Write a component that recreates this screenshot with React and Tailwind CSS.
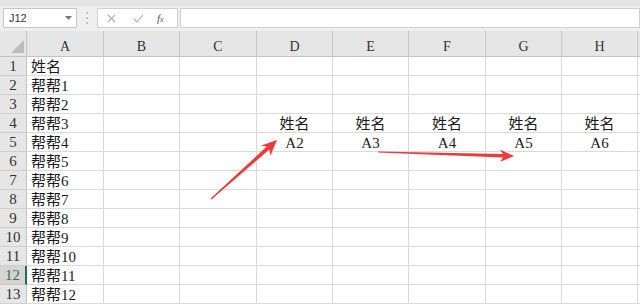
──────────
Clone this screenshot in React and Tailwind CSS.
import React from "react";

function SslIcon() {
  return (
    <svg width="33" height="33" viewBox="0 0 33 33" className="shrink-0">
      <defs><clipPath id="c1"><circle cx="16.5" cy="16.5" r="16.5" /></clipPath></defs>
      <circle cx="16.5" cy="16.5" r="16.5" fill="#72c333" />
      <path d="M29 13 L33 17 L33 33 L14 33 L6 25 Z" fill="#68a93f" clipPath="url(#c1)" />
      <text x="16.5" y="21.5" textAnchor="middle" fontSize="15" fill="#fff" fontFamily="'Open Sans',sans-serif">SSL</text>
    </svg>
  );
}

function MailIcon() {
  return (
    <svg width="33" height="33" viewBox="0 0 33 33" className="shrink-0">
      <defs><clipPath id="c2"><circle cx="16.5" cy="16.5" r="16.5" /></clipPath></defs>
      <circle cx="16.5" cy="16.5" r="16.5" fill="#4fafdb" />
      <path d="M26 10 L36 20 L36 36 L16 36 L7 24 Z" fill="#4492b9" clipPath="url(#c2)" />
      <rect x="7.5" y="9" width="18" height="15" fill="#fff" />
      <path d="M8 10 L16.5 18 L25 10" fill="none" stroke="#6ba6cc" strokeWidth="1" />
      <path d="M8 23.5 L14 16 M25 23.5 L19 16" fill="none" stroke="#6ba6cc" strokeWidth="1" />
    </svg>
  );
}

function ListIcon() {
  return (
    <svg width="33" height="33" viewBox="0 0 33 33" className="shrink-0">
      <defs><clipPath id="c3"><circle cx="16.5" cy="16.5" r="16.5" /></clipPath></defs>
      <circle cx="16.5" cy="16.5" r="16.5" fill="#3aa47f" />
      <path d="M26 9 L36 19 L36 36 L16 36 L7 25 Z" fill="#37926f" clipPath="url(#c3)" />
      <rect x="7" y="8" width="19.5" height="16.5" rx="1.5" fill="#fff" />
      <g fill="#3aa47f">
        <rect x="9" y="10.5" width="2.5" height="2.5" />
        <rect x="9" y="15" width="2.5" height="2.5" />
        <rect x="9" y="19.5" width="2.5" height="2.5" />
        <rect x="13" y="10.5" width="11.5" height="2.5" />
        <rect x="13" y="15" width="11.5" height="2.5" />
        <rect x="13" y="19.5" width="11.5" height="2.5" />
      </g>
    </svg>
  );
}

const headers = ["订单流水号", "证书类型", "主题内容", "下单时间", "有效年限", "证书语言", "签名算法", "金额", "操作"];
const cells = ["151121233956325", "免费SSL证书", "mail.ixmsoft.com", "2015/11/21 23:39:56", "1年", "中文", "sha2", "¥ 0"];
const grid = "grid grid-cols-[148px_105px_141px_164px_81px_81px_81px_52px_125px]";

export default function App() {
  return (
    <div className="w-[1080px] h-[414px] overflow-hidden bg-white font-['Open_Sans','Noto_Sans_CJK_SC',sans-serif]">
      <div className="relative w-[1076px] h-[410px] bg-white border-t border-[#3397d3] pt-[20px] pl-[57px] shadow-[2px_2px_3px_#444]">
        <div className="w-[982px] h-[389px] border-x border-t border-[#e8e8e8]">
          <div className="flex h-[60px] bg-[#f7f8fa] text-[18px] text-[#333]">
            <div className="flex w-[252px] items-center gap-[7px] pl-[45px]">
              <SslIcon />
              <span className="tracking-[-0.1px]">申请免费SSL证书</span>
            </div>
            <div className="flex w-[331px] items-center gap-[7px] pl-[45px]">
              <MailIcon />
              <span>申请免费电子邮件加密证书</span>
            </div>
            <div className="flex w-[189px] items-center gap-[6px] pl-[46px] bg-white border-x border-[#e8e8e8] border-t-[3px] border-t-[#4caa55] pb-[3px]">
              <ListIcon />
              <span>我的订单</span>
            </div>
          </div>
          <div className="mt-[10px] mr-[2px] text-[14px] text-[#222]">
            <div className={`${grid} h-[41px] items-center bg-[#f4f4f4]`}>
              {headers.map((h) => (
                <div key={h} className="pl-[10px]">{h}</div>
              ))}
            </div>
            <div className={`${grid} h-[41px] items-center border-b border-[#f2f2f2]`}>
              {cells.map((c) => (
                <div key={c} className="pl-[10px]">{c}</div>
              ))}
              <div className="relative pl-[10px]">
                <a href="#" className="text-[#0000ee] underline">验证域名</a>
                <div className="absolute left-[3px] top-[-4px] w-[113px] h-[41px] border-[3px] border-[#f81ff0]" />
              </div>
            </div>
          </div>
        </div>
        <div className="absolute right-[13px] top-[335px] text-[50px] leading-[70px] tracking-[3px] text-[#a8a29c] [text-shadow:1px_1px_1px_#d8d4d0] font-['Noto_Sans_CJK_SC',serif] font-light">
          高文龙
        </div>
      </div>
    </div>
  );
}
──────────
■ THE REQUEST ■
Locate the lines above that contain "React" and copy them.

■ EXERCISE RESPONSE ■
Write a component that recreates this screenshot with React and Tailwind CSS.
Clone this screenshot in React and Tailwind CSS.
import React from "react";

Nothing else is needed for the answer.